Promoting the benefits of passenger trains is the mission of NARP, the National Association of Railroad Passengers, and it ain’t easy.
There’s a huge amount of misinformation, ignorance and apathy out there, and it’s hard to overcome all that.  Most people are just too busy to put in the time and effort to absorb the information, to understand all the implications, and to reach conclusions, especially if that means abandoning a previous conviction.
And that’s why it’s a mistake for those of us advocating more and better and faster trains to get bogged down in the minutia, lapsing into lengthy arguments about “rolling stock” and “passenger miles” and such.
The best way to present complicated ideas in a way that has an impact on public opinion is to reduce those ideas to simple, easy-to-understand “factoids”.
That’s what NARP is trying to do in its communication with the general public: get away from the scholarly essays on transportation doctrine and theory, and start letting people know in simple terms – bullet points, if you will – why passenger rail is important and why it should be expanded and improved. For instance
* Amtrak carries three times as many people between New York and Washington as all the airlines combined.

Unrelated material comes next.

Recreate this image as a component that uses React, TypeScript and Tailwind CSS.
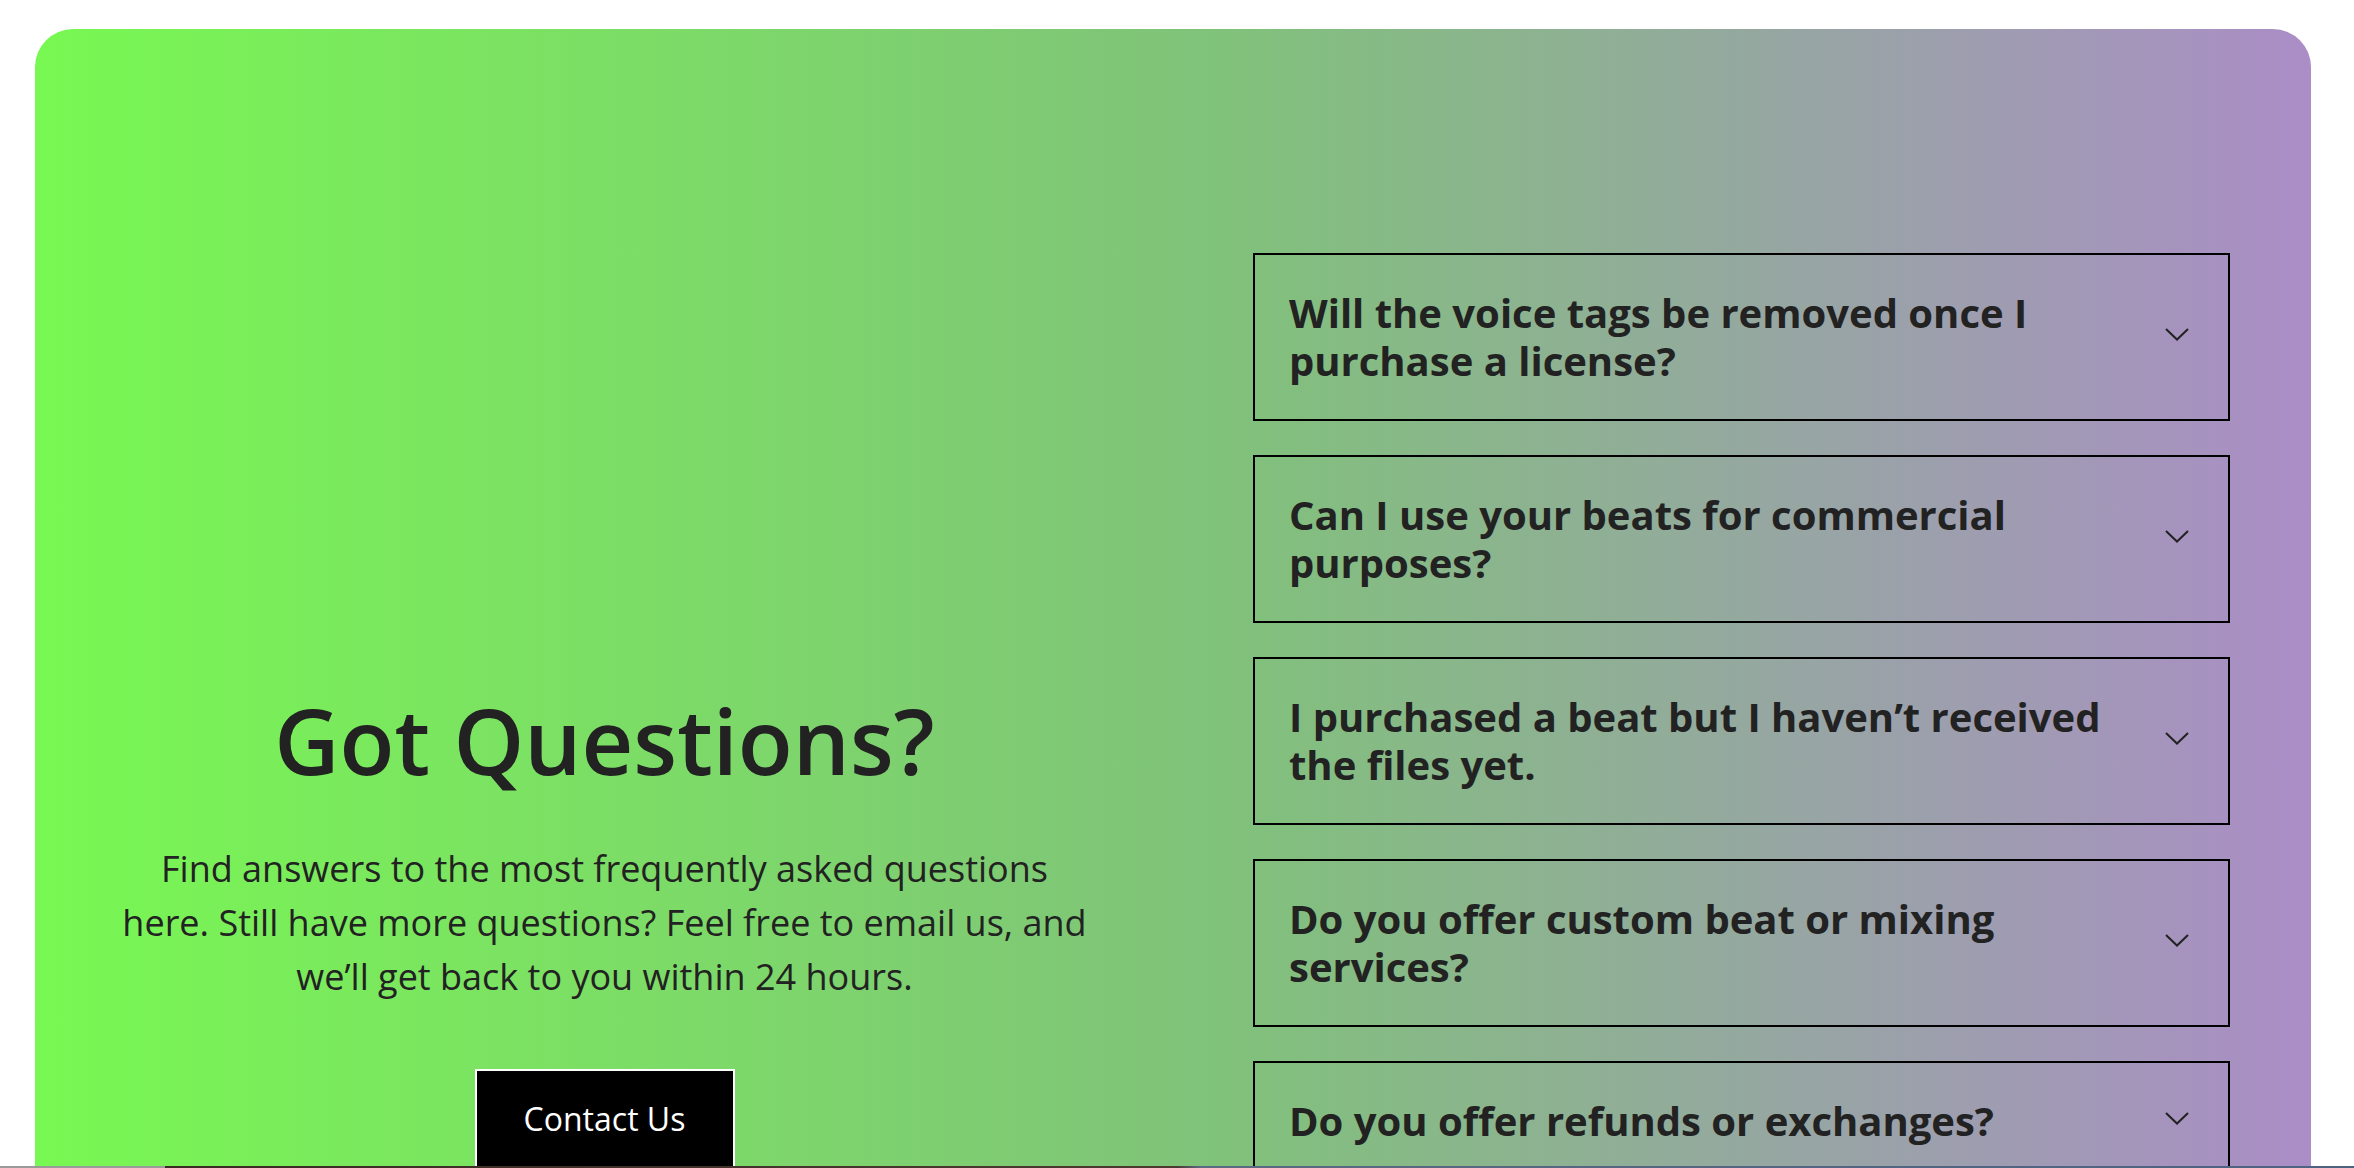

*  With one person per car, it would take a 16-lane highway to move the same number of people as a two-track railroad.
West of the Mississippi River, 173 million Americans live within 25 miles of an Amtrak station.
* Amtrak removes 8 million cars from the highways and eliminates the need for 50,000 full-loaded airplanes.

NARP is producing a poster that’s full of interesting and colorful art and text that presents those and a lot of other facts about passenger trains and the benefits they bring to society as a whole as well as the traveling public. 

I’m not sure when the poster will be available, but will report that when I do and let you know how to get one.